Las condiciones para que los países pobres salgan de su estancamiento estriban en la elevación del nivel educativo y cultural, a contrapelo de la tendencia desculturizadora que conlleva el falso cosmopolitismo. Aquí reside el problema de la globalización. Y, sin embargo, los esfuerzos de las sociedades de la abundancia en este terreno educativo y cultural son casi nulos.
La gran oportunidad de la globalización es el intercambio y difusión de conocimientos en una sociedad donde el saber –y ya no las mercancías o territorios- es la clave de la riqueza. El conocimiento no es propiedad de nadie, es difusivo de suyo, no se agota nunca, pues se acrecienta al compartirlo. Su intercambio presenta caracteres antitéticos a los del mercado. La economía ya no es sólo el mercado, sino que ella misma está penetrada de punta a cabo por la cultura. La vertiente más humana de la globalización es el ágora o el areópago: un espacio libre y abierto para un saber que se hace accesible a todos los ciudadanos.

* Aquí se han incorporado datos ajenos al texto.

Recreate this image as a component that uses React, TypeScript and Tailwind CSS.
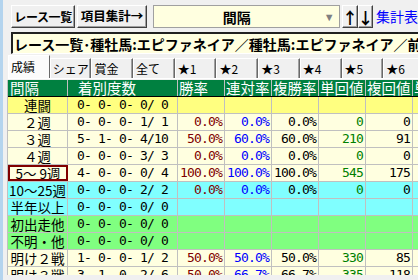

En estas condiciones, el desarrollo llegará conforme los recursos se asignen a sus aplicaciones más productivas.
Las tecnologías de la información, en parte artífices de la integración económica, hacen posible acelerar el desarrollo al permitir una transición hacia mayores niveles tecnológicos sin pasar por estadios intermedios aún lejanos para los países en vías de desarrollo. Una posibilidad que refrenda la experiencia del último medio siglo: nada de lo anterior ocurre hoy sin un aprovechamiento de las oportunidades asociadas a la globalización.
Con equidad, eficiencia y justicia distributiva, el mundo estaría en nuestras manos.